** start **

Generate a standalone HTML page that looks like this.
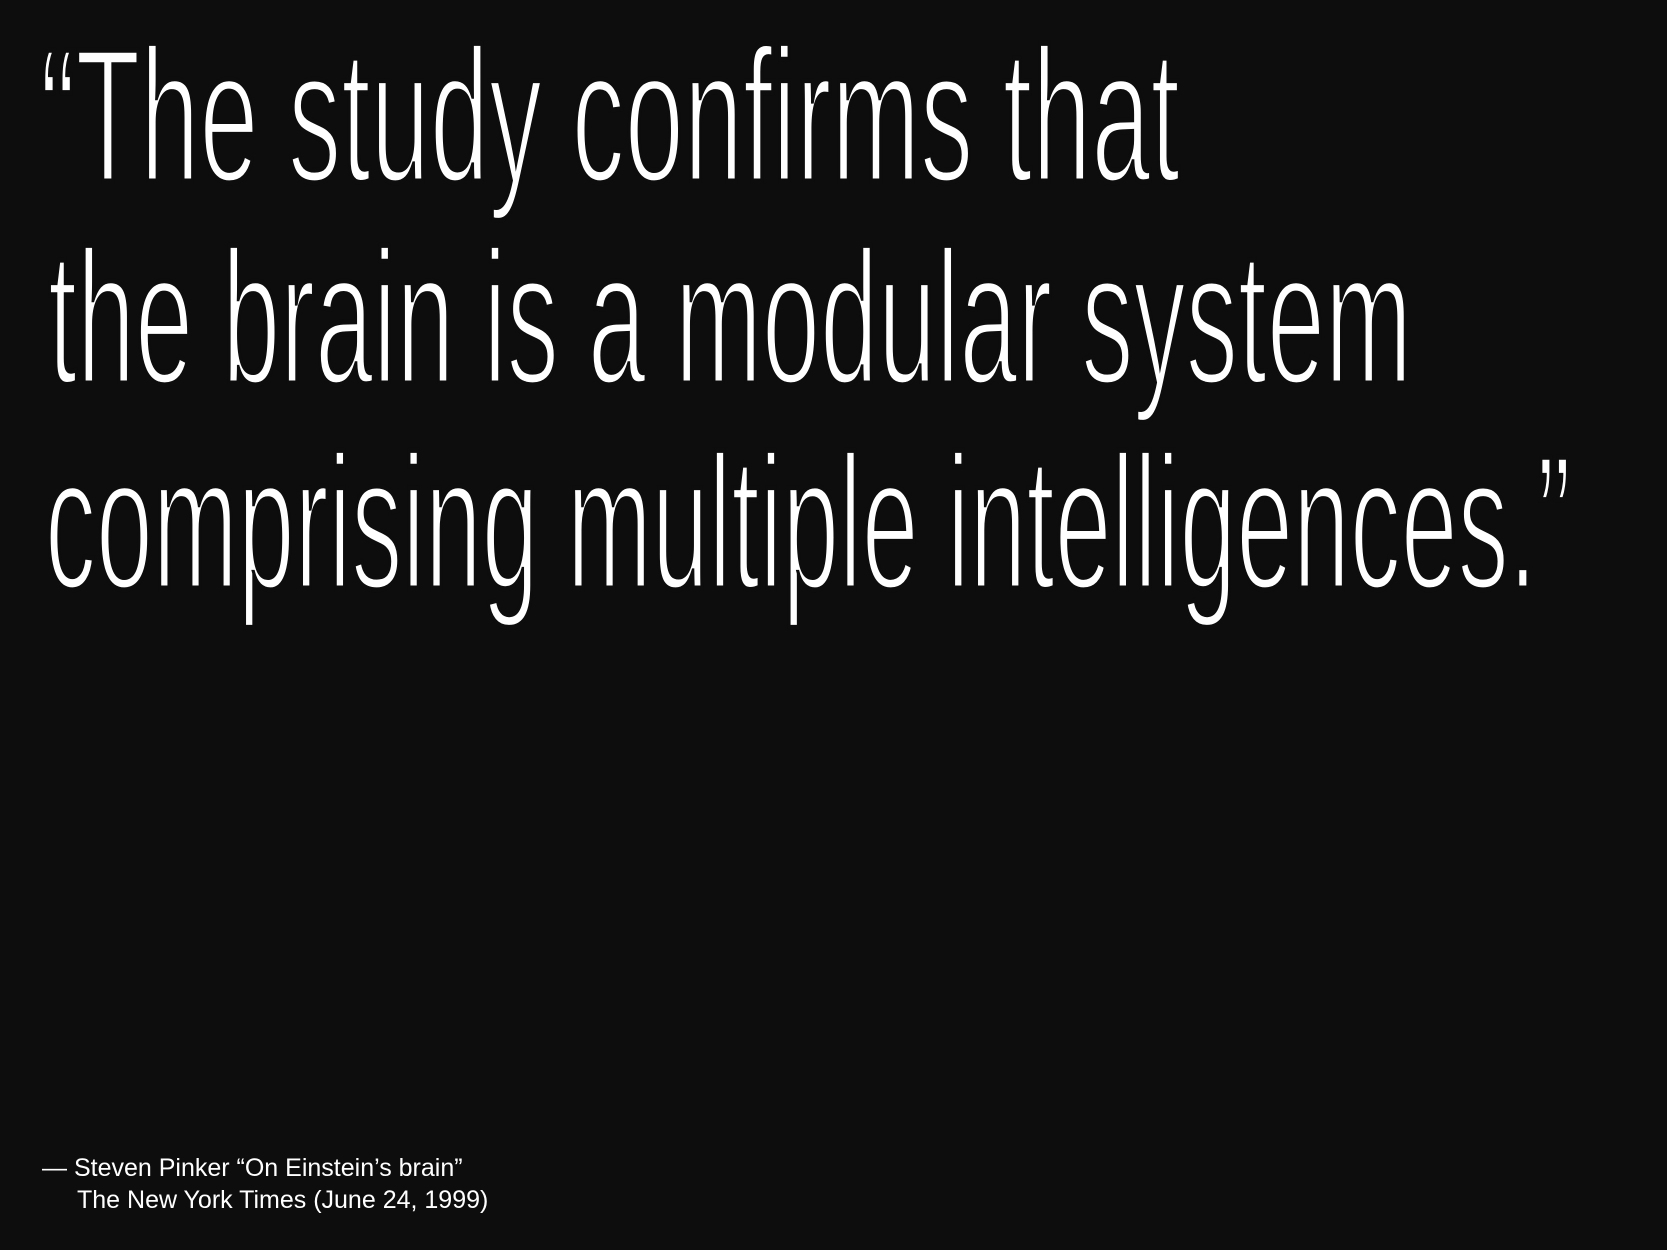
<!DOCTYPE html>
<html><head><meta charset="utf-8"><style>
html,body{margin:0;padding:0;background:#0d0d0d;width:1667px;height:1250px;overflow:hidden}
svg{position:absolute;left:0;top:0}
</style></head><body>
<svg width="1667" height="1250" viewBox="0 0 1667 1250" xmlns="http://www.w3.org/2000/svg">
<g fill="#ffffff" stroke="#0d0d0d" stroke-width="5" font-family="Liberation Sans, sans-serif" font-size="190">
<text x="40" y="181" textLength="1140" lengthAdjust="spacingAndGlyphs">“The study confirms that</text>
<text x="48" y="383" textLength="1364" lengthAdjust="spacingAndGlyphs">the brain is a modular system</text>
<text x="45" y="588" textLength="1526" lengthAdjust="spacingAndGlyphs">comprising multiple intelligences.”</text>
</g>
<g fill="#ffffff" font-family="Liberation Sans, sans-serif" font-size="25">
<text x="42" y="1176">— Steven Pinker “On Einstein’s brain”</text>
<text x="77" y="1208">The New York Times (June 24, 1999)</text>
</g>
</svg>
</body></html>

** end **
** start **

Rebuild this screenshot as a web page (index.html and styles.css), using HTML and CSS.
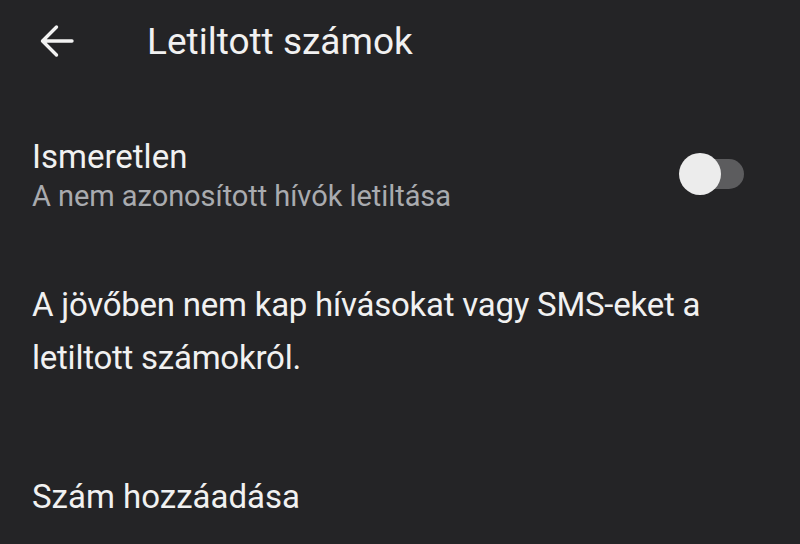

** end **
** start **

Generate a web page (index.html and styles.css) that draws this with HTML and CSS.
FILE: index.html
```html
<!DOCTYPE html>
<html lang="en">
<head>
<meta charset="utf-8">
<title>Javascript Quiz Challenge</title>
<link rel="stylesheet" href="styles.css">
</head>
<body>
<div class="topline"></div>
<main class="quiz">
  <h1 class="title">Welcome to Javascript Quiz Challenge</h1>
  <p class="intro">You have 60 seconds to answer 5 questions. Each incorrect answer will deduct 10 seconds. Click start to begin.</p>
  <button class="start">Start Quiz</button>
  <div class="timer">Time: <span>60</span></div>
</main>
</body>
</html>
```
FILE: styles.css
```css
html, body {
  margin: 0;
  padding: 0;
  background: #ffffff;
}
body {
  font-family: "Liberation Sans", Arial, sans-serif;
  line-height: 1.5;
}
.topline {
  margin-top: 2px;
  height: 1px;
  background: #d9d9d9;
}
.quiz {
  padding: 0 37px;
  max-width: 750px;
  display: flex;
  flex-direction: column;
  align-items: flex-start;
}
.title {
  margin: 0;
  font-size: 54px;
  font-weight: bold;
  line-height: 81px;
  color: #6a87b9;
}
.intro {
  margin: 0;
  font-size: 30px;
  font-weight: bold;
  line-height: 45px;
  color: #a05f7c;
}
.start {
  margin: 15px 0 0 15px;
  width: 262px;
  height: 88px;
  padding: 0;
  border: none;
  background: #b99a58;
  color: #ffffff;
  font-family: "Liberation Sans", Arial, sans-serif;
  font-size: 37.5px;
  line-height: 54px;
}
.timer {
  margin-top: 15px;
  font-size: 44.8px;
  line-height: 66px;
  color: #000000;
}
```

** end **

__WHAT YOU NEED TO DO__: Reproduce the data above exactly, but only the lines from the one showing "Generate a standalone" through the one showing "</body></html>", with both ends kept and the pictures left out.

__ANSWER FOR THIS EXERCISE__:
Generate a standalone HTML page that looks like this.
<!DOCTYPE html>
<html><head><meta charset="utf-8"><style>
html,body{margin:0;padding:0;background:#0d0d0d;width:1667px;height:1250px;overflow:hidden}
svg{position:absolute;left:0;top:0}
</style></head><body>
<svg width="1667" height="1250" viewBox="0 0 1667 1250" xmlns="http://www.w3.org/2000/svg">
<g fill="#ffffff" stroke="#0d0d0d" stroke-width="5" font-family="Liberation Sans, sans-serif" font-size="190">
<text x="40" y="181" textLength="1140" lengthAdjust="spacingAndGlyphs">“The study confirms that</text>
<text x="48" y="383" textLength="1364" lengthAdjust="spacingAndGlyphs">the brain is a modular system</text>
<text x="45" y="588" textLength="1526" lengthAdjust="spacingAndGlyphs">comprising multiple intelligences.”</text>
</g>
<g fill="#ffffff" font-family="Liberation Sans, sans-serif" font-size="25">
<text x="42" y="1176">— Steven Pinker “On Einstein’s brain”</text>
<text x="77" y="1208">The New York Times (June 24, 1999)</text>
</g>
</svg>
</body></html>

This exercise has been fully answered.